[Exercise prompt] Set down all of the data that follows word for word, without the images.

################

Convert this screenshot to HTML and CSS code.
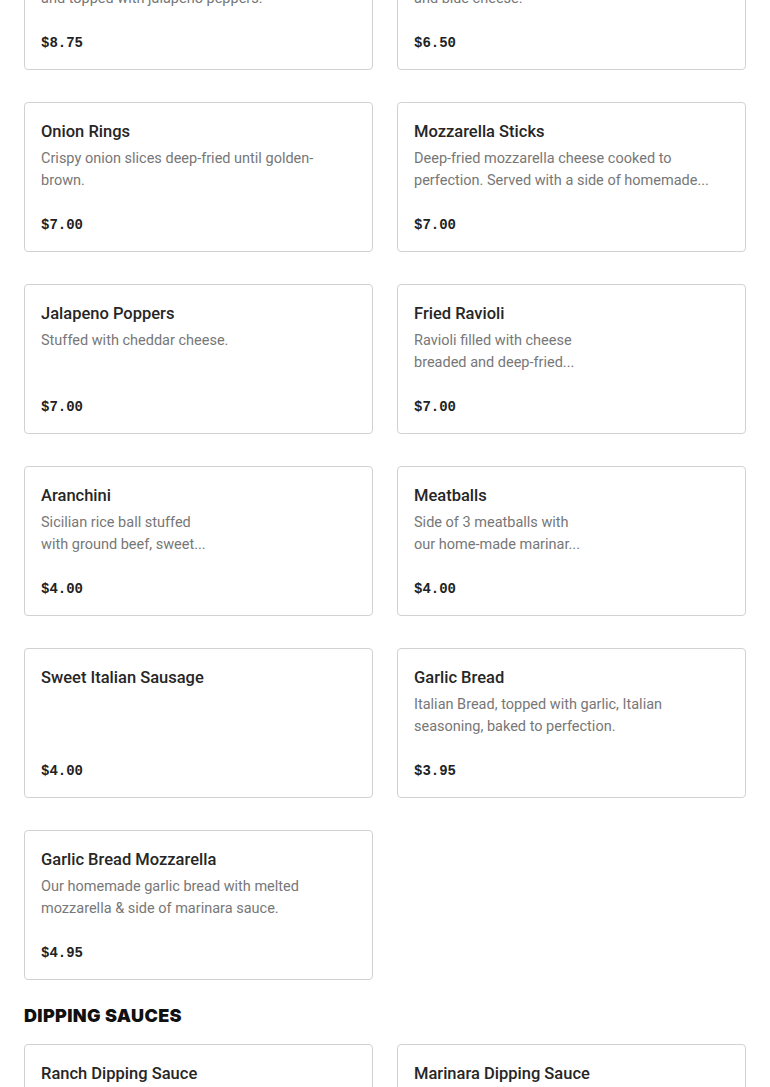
FILE: index.html
```html
<!DOCTYPE html>
<html>
<head>
<meta charset="utf-8">
<link rel="stylesheet" href="styles.css">
</head>
<body>
<main class="menu">
  <section class="grid">
    <div class="card">
      <div class="title">Jalapeno Wings</div>
      <div class="desc">Crispy wings tossed in buffalo sauce<br>and topped with jalapeno peppers.</div>
      <div class="price">$8.75</div>
    </div>
    <div class="card">
      <div class="title">Buffalo Wings</div>
      <div class="desc">Served with celery sticks<br>and blue cheese.</div>
      <div class="price">$6.50</div>
    </div>
    <div class="card">
      <div class="title">Onion Rings</div>
      <div class="desc">Crispy onion slices deep-fried until golden-<br>brown.</div>
      <div class="price">$7.00</div>
    </div>
    <div class="card">
      <div class="title">Mozzarella Sticks</div>
      <div class="desc">Deep-fried mozzarella cheese cooked to<br>perfection. Served with a side of homemade...</div>
      <div class="price">$7.00</div>
    </div>
    <div class="card">
      <div class="title">Jalapeno Poppers</div>
      <div class="desc">Stuffed with cheddar cheese.</div>
      <div class="price">$7.00</div>
    </div>
    <div class="card">
      <div class="title">Fried Ravioli</div>
      <div class="desc">Ravioli filled with cheese<br>breaded and deep-fried...</div>
      <div class="price">$7.00</div>
    </div>
    <div class="card">
      <div class="title">Aranchini</div>
      <div class="desc">Sicilian rice ball stuffed<br>with ground beef, sweet...</div>
      <div class="price">$4.00</div>
    </div>
    <div class="card">
      <div class="title">Meatballs</div>
      <div class="desc">Side of 3 meatballs with<br>our home-made marinar...</div>
      <div class="price">$4.00</div>
    </div>
    <div class="card">
      <div class="title">Sweet Italian Sausage</div>
      <div class="desc"></div>
      <div class="price">$4.00</div>
    </div>
    <div class="card">
      <div class="title">Garlic Bread</div>
      <div class="desc">Italian Bread, topped with garlic, Italian<br>seasoning, baked to perfection.</div>
      <div class="price">$3.95</div>
    </div>
    <div class="card">
      <div class="title">Garlic Bread Mozzarella</div>
      <div class="desc">Our homemade garlic bread with melted<br>mozzarella &amp; side of marinara sauce.</div>
      <div class="price">$4.95</div>
    </div>
  </section>
  <h2 class="section-title">DIPPING SAUCES</h2>
  <section class="grid">
    <div class="card">
      <div class="title">Ranch Dipping Sauce</div>
      <div class="desc">Homemade ranch dressing.</div>
      <div class="price">$0.75</div>
    </div>
    <div class="card">
      <div class="title">Marinara Dipping Sauce</div>
      <div class="desc">Homemade marinara sauce.</div>
      <div class="price">$0.75</div>
    </div>
  </section>
</main>
</body>
</html>
```
FILE: styles.css
```css
html, body {
  margin: 0;
  padding: 0;
  background: #fff;
}
body {
  font-family: Roboto, "Noto Sans", Arial, sans-serif;
  color: #1f1f1f;
}
.menu {
  margin-top: -80px;
  padding: 0 24px;
}
.grid {
  display: grid;
  grid-template-columns: 1fr 1fr;
  column-gap: 24px;
  row-gap: 32px;
}
.card {
  box-sizing: border-box;
  height: 150px;
  border: 1px solid #d2d2d2;
  border-radius: 4px;
  padding: 17px 16px 14px 16px;
  display: flex;
  flex-direction: column;
}
.title {
  font-size: 16.5px;
  font-weight: 500;
  line-height: 24px;
  color: #262626;
}
.desc {
  margin-top: 4px;
  font-size: 14.5px;
  line-height: 22px;
  color: #777;
  height: 44px;
  overflow: hidden;
}
.price {
  margin-top: auto;
  font-family: "Liberation Mono", "DejaVu Sans Mono", monospace;
  font-weight: 700;
  font-size: 14px;
  line-height: 24px;
  color: #222;
}
.section-title {
  margin: 24px 0 16px;
  font-family: Inter, Roboto, sans-serif;
  font-size: 18px;
  font-weight: 900;
  line-height: 24px;
  letter-spacing: 0.35px;
  color: #111;
}
```
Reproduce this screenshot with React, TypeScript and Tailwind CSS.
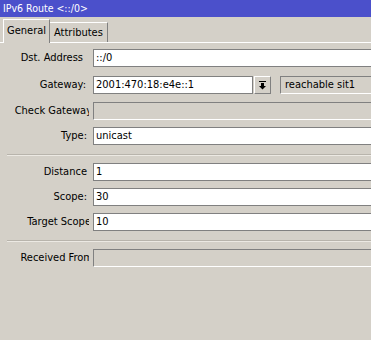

################

[The reply]
Convert this screenshot to HTML and CSS code.
FILE: index.html
```html
<!DOCTYPE html>
<html>
<head>
<meta charset="utf-8">
<link rel="stylesheet" href="styles.css">
</head>
<body>
<main class="menu">
  <section class="grid">
    <div class="card">
      <div class="title">Jalapeno Wings</div>
      <div class="desc">Crispy wings tossed in buffalo sauce<br>and topped with jalapeno peppers.</div>
      <div class="price">$8.75</div>
    </div>
    <div class="card">
      <div class="title">Buffalo Wings</div>
      <div class="desc">Served with celery sticks<br>and blue cheese.</div>
      <div class="price">$6.50</div>
    </div>
    <div class="card">
      <div class="title">Onion Rings</div>
      <div class="desc">Crispy onion slices deep-fried until golden-<br>brown.</div>
      <div class="price">$7.00</div>
    </div>
    <div class="card">
      <div class="title">Mozzarella Sticks</div>
      <div class="desc">Deep-fried mozzarella cheese cooked to<br>perfection. Served with a side of homemade...</div>
      <div class="price">$7.00</div>
    </div>
    <div class="card">
      <div class="title">Jalapeno Poppers</div>
      <div class="desc">Stuffed with cheddar cheese.</div>
      <div class="price">$7.00</div>
    </div>
    <div class="card">
      <div class="title">Fried Ravioli</div>
      <div class="desc">Ravioli filled with cheese<br>breaded and deep-fried...</div>
      <div class="price">$7.00</div>
    </div>
    <div class="card">
      <div class="title">Aranchini</div>
      <div class="desc">Sicilian rice ball stuffed<br>with ground beef, sweet...</div>
      <div class="price">$4.00</div>
    </div>
    <div class="card">
      <div class="title">Meatballs</div>
      <div class="desc">Side of 3 meatballs with<br>our home-made marinar...</div>
      <div class="price">$4.00</div>
    </div>
    <div class="card">
      <div class="title">Sweet Italian Sausage</div>
      <div class="desc"></div>
      <div class="price">$4.00</div>
    </div>
    <div class="card">
      <div class="title">Garlic Bread</div>
      <div class="desc">Italian Bread, topped with garlic, Italian<br>seasoning, baked to perfection.</div>
      <div class="price">$3.95</div>
    </div>
    <div class="card">
      <div class="title">Garlic Bread Mozzarella</div>
      <div class="desc">Our homemade garlic bread with melted<br>mozzarella &amp; side of marinara sauce.</div>
      <div class="price">$4.95</div>
    </div>
  </section>
  <h2 class="section-title">DIPPING SAUCES</h2>
  <section class="grid">
    <div class="card">
      <div class="title">Ranch Dipping Sauce</div>
      <div class="desc">Homemade ranch dressing.</div>
      <div class="price">$0.75</div>
    </div>
    <div class="card">
      <div class="title">Marinara Dipping Sauce</div>
      <div class="desc">Homemade marinara sauce.</div>
      <div class="price">$0.75</div>
    </div>
  </section>
</main>
</body>
</html>
```
FILE: styles.css
```css
html, body {
  margin: 0;
  padding: 0;
  background: #fff;
}
body {
  font-family: Roboto, "Noto Sans", Arial, sans-serif;
  color: #1f1f1f;
}
.menu {
  margin-top: -80px;
  padding: 0 24px;
}
.grid {
  display: grid;
  grid-template-columns: 1fr 1fr;
  column-gap: 24px;
  row-gap: 32px;
}
.card {
  box-sizing: border-box;
  height: 150px;
  border: 1px solid #d2d2d2;
  border-radius: 4px;
  padding: 17px 16px 14px 16px;
  display: flex;
  flex-direction: column;
}
.title {
  font-size: 16.5px;
  font-weight: 500;
  line-height: 24px;
  color: #262626;
}
.desc {
  margin-top: 4px;
  font-size: 14.5px;
  line-height: 22px;
  color: #777;
  height: 44px;
  overflow: hidden;
}
.price {
  margin-top: auto;
  font-family: "Liberation Mono", "DejaVu Sans Mono", monospace;
  font-weight: 700;
  font-size: 14px;
  line-height: 24px;
  color: #222;
}
.section-title {
  margin: 24px 0 16px;
  font-family: Inter, Roboto, sans-serif;
  font-size: 18px;
  font-weight: 900;
  line-height: 24px;
  letter-spacing: 0.35px;
  color: #111;
}
```
Reproduce this screenshot with React, TypeScript and Tailwind CSS.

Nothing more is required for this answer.